Published:Tuesday | May 22, 2018 | 12:00 AMOkoye Henry/Gleaner Writer

Western Bureau:

With the ongoing state of public emergency in St James limiting the ability and opportunity for criminals to flourish, Assistant Commissioner of Police Ealan Powell has called on residents to help change the mindset of young men who might be predisposed to committing crimes.

Powell, who is the Jamaica Constabulary Force's (JCF) point man in the crime-fighting initiative in St James, has advised that there were three components to committing crime; and that while the security forces had a handle on the capability and opportunity components, the element of intent was going to take added effort to curtail.

"We impact their capability by taking away their guns. We impact their opportunity by occupying the spaces that they once occupied, but they still, in their minds, are dying to go and find the next victim," Powell told the recent monthly meeting of the Montego Bay Chamber of Commerce and Industry.

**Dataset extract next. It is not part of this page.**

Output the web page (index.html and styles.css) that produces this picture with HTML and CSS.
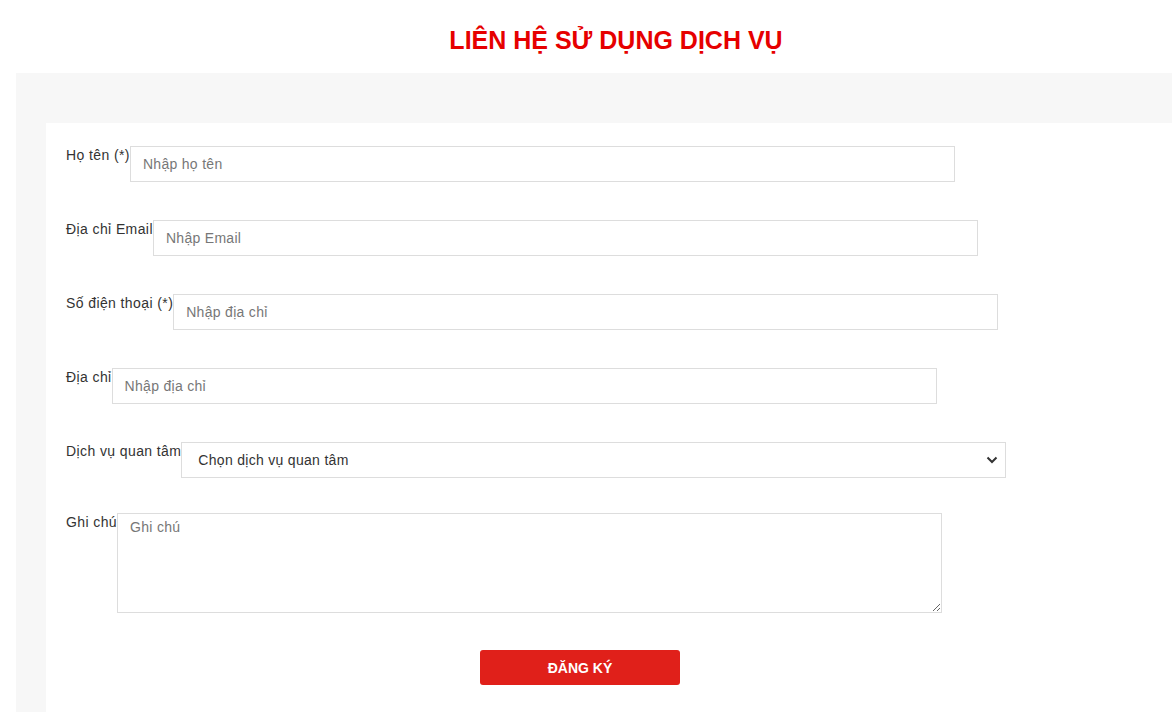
FILE: index.html
```html
<!DOCTYPE html>
<html lang="vi">
<head>
    <meta charset="UTF-8">
    <meta name="viewport" content="width=device-width, initial-scale=1.0">
    <title>Liên hệ sử dụng dịch vụ</title>
    <link rel="stylesheet" href="styles.css">
</head>
<body>
    <div class="page">
        <h1 class="title">LIÊN HỆ SỬ DỤNG DỊCH VỤ</h1>
        <div class="contact-section">
            <form class="contact-card" onsubmit="return false;">
                <div class="form-group">
                    <label for="full-name">Họ tên (*)</label>
                    <input type="text" id="full-name" placeholder="Nhập họ tên">
                </div>
                <div class="form-group">
                    <label for="email">Địa chỉ Email</label>
                    <input type="email" id="email" placeholder="Nhập Email">
                </div>
                <div class="form-group">
                    <label for="phone">Số điện thoại (*)</label>
                    <input type="text" id="phone" placeholder="Nhập địa chỉ">
                </div>
                <div class="form-group">
                    <label for="address">Địa chỉ</label>
                    <input type="text" id="address" placeholder="Nhập địa chỉ">
                </div>
                <div class="form-group select-group">
                    <label for="service">Dịch vụ quan tâm</label>
                    <span class="select-wrap">
                        <select id="service">
                            <option>Chọn dịch vụ quan tâm</option>
                            <option>Thiết kế website</option>
                            <option>Quảng cáo trực tuyến</option>
                        </select>
                        <svg class="select-arrow" width="12" height="8" viewBox="0 0 12 8">
                            <path d="M1.5 1.5 L6 6 L10.5 1.5" fill="none" stroke="#333" stroke-width="2"/>
                        </svg>
                    </span>
                </div>
                <div class="form-group">
                    <label for="note">Ghi chú</label>
                    <textarea id="note" placeholder="Ghi chú"></textarea>
                </div>
                <div class="form-actions">
                    <button type="submit">ĐĂNG KÝ</button>
                </div>
            </form>
        </div>
    </div>
</body>
</html>
```

FILE: styles.css
```css
html, body {
    overflow: hidden;
}

body {
    margin: 0;
    padding: 0;
    font-family: "Liberation Sans", Arial, sans-serif;
    font-size: 14px;
    color: #333;
    background-color: #fff;
}

.page {
    width: 1200px;
    margin-left: 16px;
}

.title {
    margin: 0;
    padding: 26px 0 19px;
    font-size: 25px;
    line-height: 28px;
    font-weight: bold;
    color: #e60000;
    text-align: center;
}

.contact-section {
    background-color: #f7f7f7;
    padding: 50px 0 0 30px;
    min-height: 600px;
}

.contact-card {
    background-color: #fff;
    padding: 23px 20px 60px;
}

.form-group {
    display: flex;
    align-items: flex-start;
    margin-bottom: 38px;
}

.form-group.select-group {
    margin-bottom: 35px;
}

.form-group label {
    padding-top: 1px;
    line-height: 16px;
    letter-spacing: 0.4px;
    white-space: nowrap;
}

.form-group input,
.form-group select,
.form-group textarea {
    width: 825px;
    border: 1px solid #ddd;
    box-sizing: border-box;
    font-family: "Liberation Sans", Arial, sans-serif;
    font-size: 14px;
    letter-spacing: 0.3px;
    color: #333;
    background-color: #fff;
    border-radius: 0;
    outline: none;
}

.form-group input {
    height: 36px;
    padding: 0 12px;
}

.form-group input::placeholder,
.form-group textarea::placeholder {
    color: #777;
}

.select-wrap {
    position: relative;
    display: block;
}

.form-group select {
    height: 36px;
    padding: 0 30px 0 16px;
    appearance: none;
    -webkit-appearance: none;
}

.select-arrow {
    position: absolute;
    right: 8px;
    top: 14px;
    pointer-events: none;
}

.form-group textarea {
    height: 100px;
    padding: 5px 12px;
}

.form-actions {
    width: 1028px;
    display: flex;
    justify-content: center;
    margin-top: -1px;
}

button {
    width: 200px;
    height: 35px;
    background-color: #e0201a;
    color: #fff;
    border: none;
    border-radius: 3px;
    font-family: "Liberation Sans", Arial, sans-serif;
    font-size: 14px;
    font-weight: bold;
    cursor: pointer;
}

button:hover {
    background-color: #c81a14;
}
```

"I believe that with where we are now, we have to get to the stage where we impact the young men's mind. We have to get to the young people and impact their minds so that they don't have the intention to kill and to commit crime," added Powell.

The vastly experienced Powell further argued that although it would be difficult, he believed that the task of changing the mindset of potential criminals was not beyond the security forces, businesses, schools, churches, community groups and parents working together.

 

More mentorship needed

 

"How do we change the little boy at a primary school and teach him that crime isn't what you should be aiming for?" asked Powell. "How do we change the [thinking of the] 15-year-old at a high school that [life] can't be about crime, scamming and robbery? It must be about something else. How do we tell him that crime bosses don't live long, they die soon?"

Continued Powell: "We hear too much talk about mentorship, but I don't see it happening. Everybody in this room [should] adopt one or two little boys and say? 'I am going to change your direction?' Go into the high schools and ask, 'Who are the troublemakers here?' Then you take two or three of them, sit them down, and talk to them."